During the Great Cultural Revolution, the only music available in China was propaganda opera. Utilizing epic wartime narratives to convey themes of economic and ideological class struggle, these impressive spectacles were designed to indoctrinate the public with revolutionary Maoist principles, including the heroism of the proletariat and the virtue of sacrificing for the Party's cause.


Besides the 8 government-sanctioned operas circulating at the time, music was illegal and therefore extremely difficult (not to mention dangerous) to come across. But when the country began processing much of the Western world’s garbage in the 90s, used cassette tapes were shipped to the continent en masse. 


What followed was an underground network of bootleg tapes, also known as Dakou tapes. Translating to "cut" or "gashed," the term speaks not only to the government's failed attempts to destroy all foreign cultural influences, but to the ingenuity of the rebels who developed a means of repairing them. 
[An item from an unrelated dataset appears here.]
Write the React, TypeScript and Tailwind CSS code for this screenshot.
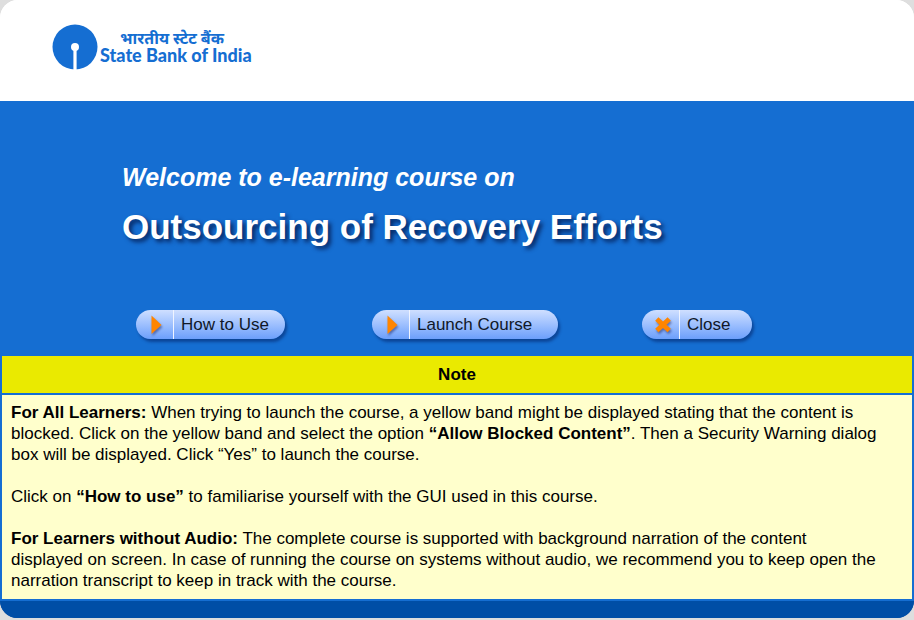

Suddenly, the radical youth of post-Tian An Men Square China, sometimes referred to as the “Dakou generation,” were introduced to multiple decades of foreign music with no contextual awareness of what they were listening to. Not bound by the boundaries between genres or any sense of the timeline in which they were developed, the Dakou generation was able to mix and match their influences in a highly original way. Because they didn’t know the rules, they had no qualms about breaking them.


As Andre 3000 once said, drawing inspiration from exclusively one genre or time period is incestuous. Copying your peers will limit you creatively, make your work sound formulaic, and reduce its cultural impact. You already know that the music industry does not need any more poor imitations of something that’s already being done. The top charts already sound depressingly redundant as it is.